India hangs separatist involved in 2001 parliament attack

NEW DELHI (AFP) - India executed a Kashmiri separatist on Saturday over his role in a deadly attack on parliament in 2001 after his final mercy plea was rejected by President Pranab Mukherjee, officials said.

Mohammed Afzal Guru, a former fruit seller, was hanged at Tihar Jail at around 7:30am (0200 GMT), becoming only the second person to be hanged in India in nearly a decade, officials said.

"Yes, he has been hanged," Home Secretary R.K. Singh said in brief comments to AFP.

Guru was found guilty of conspiring with and sheltering the militants who attacked the parliament in December 2001, an incident that brought nuclear-armed India and Pakistan to the brink of war.

He was also held guilty of being a member of the banned Islamist group Jaish-e-Mohammed, which fights against Indian rule in the divided Himalayan region of Kashmir, where a separatist conflict has claimed up to 100,000 lives.

Five armed rebels stormed India's parliament in New Delhi on December 13, 2001, killing eight police officers and a gardener before they were shot dead by security forces. A journalist wounded in the attack died months later.

Sources in the intelligence wing of the Indian army said they had been instructed to prepare for a possible backlash in Kashmir after Guru's execution.

"We were informed that Afzal Guru will be hanged on Saturday and therefore we must tighten security," a senior army official told AFP on condition of anonymity.

A former chief minister of Kashmir once warned that executing him would lead the country to "go up in flames" because of a backlash from rebels in Indian Kashmir.

India alleged the militants behind the parliament attack were supported by Pakistani intelligence, leading the nuclear-armed rivals to deploy an estimated one million troops to their borders for eight months.

Guru's conviction, which has been delayed on several occasions, was both highly political and hotly contested. He described his imprisonment as a "gross miscarriage of justice" in his mercy appeal to the president.

A group of activists including lawyers have campaigned for him, saying his trial had major problems, including fabricated evidence presented by the police and the lack of proper legal representation.

Protesters against his "unfair" conviction in Muslim-majority Kashmir have held demonstrations demanding his release, while right-wing Hindu activists have long demanded his execution to send a message to other potential attackers.

The widows of the police officers killed in the attack handed back their posthumous gallantry medals and said they would only take them back once Guru was sent to the gallows.

Guru was initially convicted along with Shaukat Hussain, a former student at Delhi University and S.A.R. Geelani, a New Delhi college teacher, who were also handed the death sentence, reserved for the "rarest of rare" cases in India.

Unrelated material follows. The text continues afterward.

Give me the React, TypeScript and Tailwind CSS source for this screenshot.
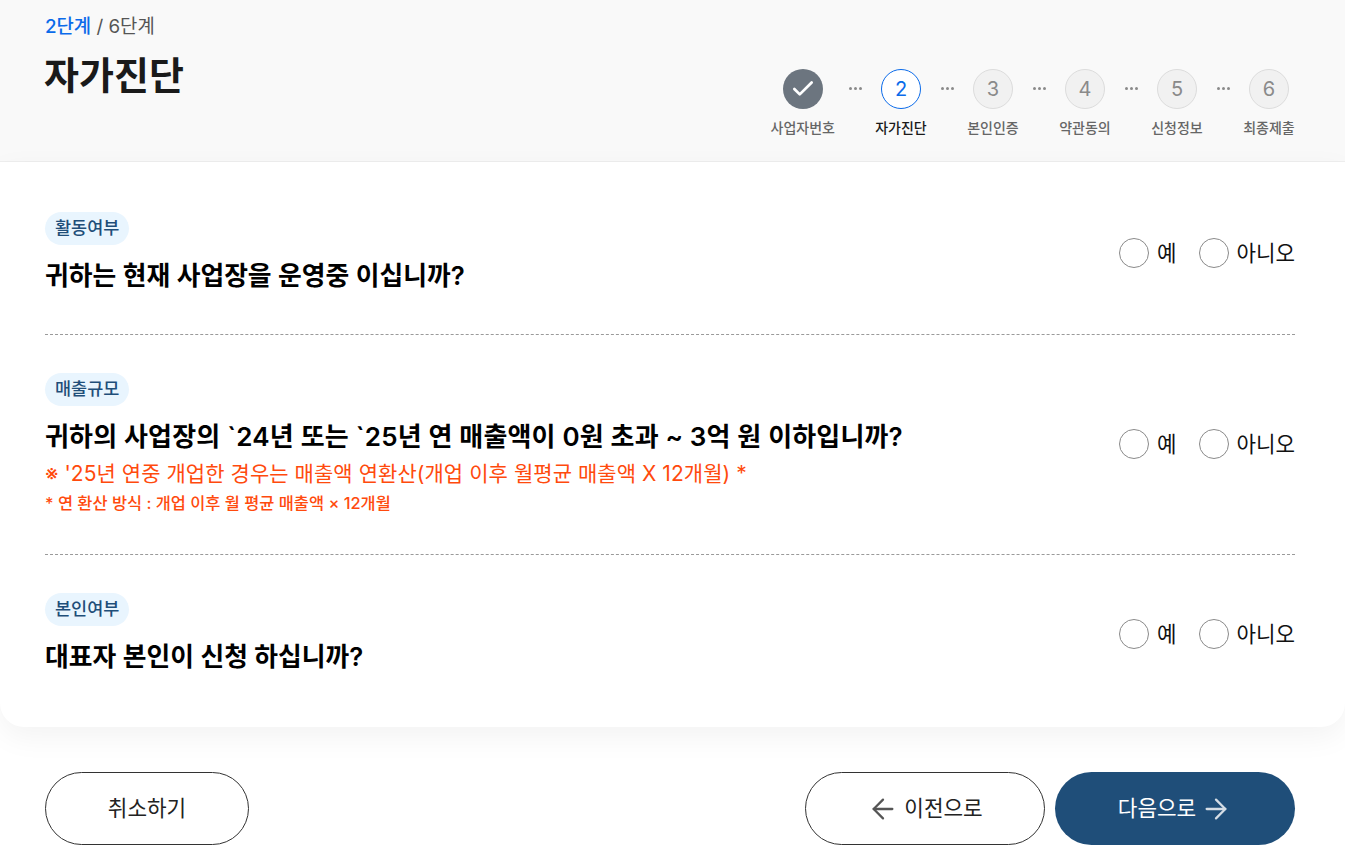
import { ArrowLeft, ArrowRight, Check } from 'lucide-react';

const FONT = "font-['Inter','Noto_Sans_CJK_KR',sans-serif]";

const steps = [
    { no: 1, label: '사업자번호', state: 'done' },
    { no: 2, label: '자가진단', state: 'current' },
    { no: 3, label: '본인인증', state: 'todo' },
    { no: 4, label: '약관동의', state: 'todo' },
    { no: 5, label: '신청정보', state: 'todo' },
    { no: 6, label: '최종제출', state: 'todo' },
];

function Stepper() {
    return (
        <div className="flex items-start">
            {steps.map((step, i) => (
                <div key={step.no} className="flex items-start">
                    {i > 0 && (
                        <div className="flex h-10 w-10 items-center justify-center gap-[2px] pb-[1px]">
                            <span className="h-[3px] w-[3px] rounded-full bg-[#8a8a8a]"></span>
                            <span className="h-[3px] w-[3px] rounded-full bg-[#8a8a8a]"></span>
                            <span className="h-[3px] w-[3px] rounded-full bg-[#8a8a8a]"></span>
                        </div>
                    )}
                    <div className="flex min-w-[52px] flex-col items-center">
                        {step.state === 'done' && (
                            <div className="flex h-10 w-10 items-center justify-center rounded-full bg-[#6c757f]">
                                <Check size={26} strokeWidth={2.5} className="text-white" />
                            </div>
                        )}
                        {step.state === 'current' && (
                            <div className="flex h-10 w-10 items-center justify-center rounded-full border border-[#0b6bea] bg-white text-xl text-[#0b6bea]">
                                {step.no}
                            </div>
                        )}
                        {step.state === 'todo' && (
                            <div className="flex h-10 w-10 items-center justify-center rounded-full border border-[#dcdcdc] bg-[#f1f1f1] text-xl text-[#8a8a8a]">
                                {step.no}
                            </div>
                        )}
                        <span className={`mt-[10px] text-[14px] leading-[18px] font-medium whitespace-nowrap ${step.state === 'current' ? 'font-bold text-[#1a1a1a]' : 'text-[#666666]'}`}>
                            {step.label}
                        </span>
                    </div>
                </div>
            ))}
        </div>
    );
}

function YesNo() {
    return (
        <div className="mb-[1px] flex items-center gap-[22px] text-[21.2px] leading-[30px] text-[#111111]">
            <div className="flex items-center gap-2">
                <span className="h-[30px] w-[30px] rounded-full border border-[#8a8a8a] bg-white"></span>
                <span>예</span>
            </div>
            <div className="flex items-center gap-2">
                <span className="h-[30px] w-[30px] rounded-full border border-[#8a8a8a] bg-white"></span>
                <span>아니오</span>
            </div>
        </div>
    );
}

function Chip({ children }: { children: string }) {
    return (
        <span className="inline-flex h-[33px] items-center rounded-full bg-[#e9f5fe] px-[10px] text-[17.5px] font-medium text-[#1f4e79]">
            {children}
        </span>
    );
}

export default function App() {
    return (
        <div className={`min-h-[856px] w-full overflow-hidden bg-white ${FONT}`}>
            <header className="h-[162px] border-b border-[#eeeeee] bg-[#f9f9f9] pr-[50px] pl-[45px]">
                <div className="flex justify-between">
                    <div>
                        <p className="pt-[14px] text-[18.8px] leading-[26px] text-[#555555]">
                            <span className="font-medium text-[#0b6bea]">2단계</span> / 6단계
                        </p>
                        <h1 className="mt-[8px] -ml-px text-[38px] leading-[54px] font-semibold text-[#1a1a1a]">자가진단</h1>
                    </div>
                    <div className="pt-[69px]">
                        <Stepper />
                    </div>
                </div>
            </header>

            <main className="rounded-b-3xl bg-white pt-[50px] pr-[50px] pb-[51px] pl-[45px] shadow-[0_10px_30px_rgba(0,0,0,0.05)]">
                <section className="flex items-center justify-between border-b border-dashed border-[#9a9a9a] pb-[39px]">
                    <div className="flex min-h-[83px] flex-col items-start">
                        <Chip>활동여부</Chip>
                        <h2 className="mt-[12px] text-[25.8px] leading-[38px] font-semibold text-black">귀하는 현재 사업장을 운영중 이십니까?</h2>
                    </div>
                    <YesNo />
                </section>

                <section className="flex items-center justify-between border-b border-dashed border-[#9a9a9a] py-[38px]">
                    <div className="flex flex-col items-start">
                        <Chip>매출규모</Chip>
                        <h2 className="mt-[12px] text-[26px] leading-[38px] font-semibold tracking-[0.17px] text-black">귀하의 사업장의 `24년 또는 `25년 연 매출액이 0원 초과 ~ 3억 원 이하입니까?</h2>
                        <p className="mt-[2px] text-[21px] leading-[32px] font-normal tracking-[0.05px] text-[#ff4a0d]">※ '25년 연중 개업한 경우는 매출액 연환산(개업 이후 월평균 매출액 X 12개월) *</p>
                        <p className="-mb-px text-[16.4px] leading-[27px] font-medium text-[#ff4a0d]">* 연 환산 방식 : 개업 이후 월 평균 매출액 × 12개월</p>
                    </div>
                    <YesNo />
                </section>

                <section className="flex items-center justify-between pt-[38px]">
                    <div className="flex min-h-[83px] flex-col items-start">
                        <Chip>본인여부</Chip>
                        <h2 className="mt-[12px] text-[25.8px] leading-[38px] font-semibold text-black">대표자 본인이 신청 하십니까?</h2>
                    </div>
                    <YesNo />
                </section>
            </main>

            <footer className="mt-[45px] flex justify-between pr-[50px] pl-[45px] text-[21.3px]">
                <button className="flex h-[73px] w-[204px] items-center justify-center rounded-full border border-[#333333] bg-white text-[#222222]">
                    취소하기
                </button>
                <div className="flex gap-[10px]">
                    <button className="flex h-[73px] w-[240px] items-center justify-center gap-[5px] rounded-full border border-[#333333] bg-white text-[#222222]">
                        <ArrowLeft size={32} strokeWidth={1.7} className="text-[#555555]" />
                        이전으로
                    </button>
                    <button className="flex h-[73px] w-[240px] items-center justify-center gap-[4px] rounded-full bg-[#1f4e79] text-white">
                        다음으로
                        <ArrowRight size={32} strokeWidth={1.7} className="text-[#d5dde5]" />
                    </button>
                </div>
            </footer>
        </div>
    );
}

Their crimes were described as "horrendous, revolting and dastardly" by the Indian judge who tried them.

Guru's wife, Afsan Guru, who was found guilty of not disclosing information to police, was also sentenced to five years in prison but had her conviction overturned on appeal.

Geelani was also freed on appeal after two-years of imprisonment, adding to the doubts about the initial trial.

Executions are only carried out for extremely rare cases in India and Guru's would be only the second since 2004.

The sole surviving gunman from the 2008 Mumbai attacks, Pakistani-born Mohammed Ajmal Kasab, was executed on November 21 last year.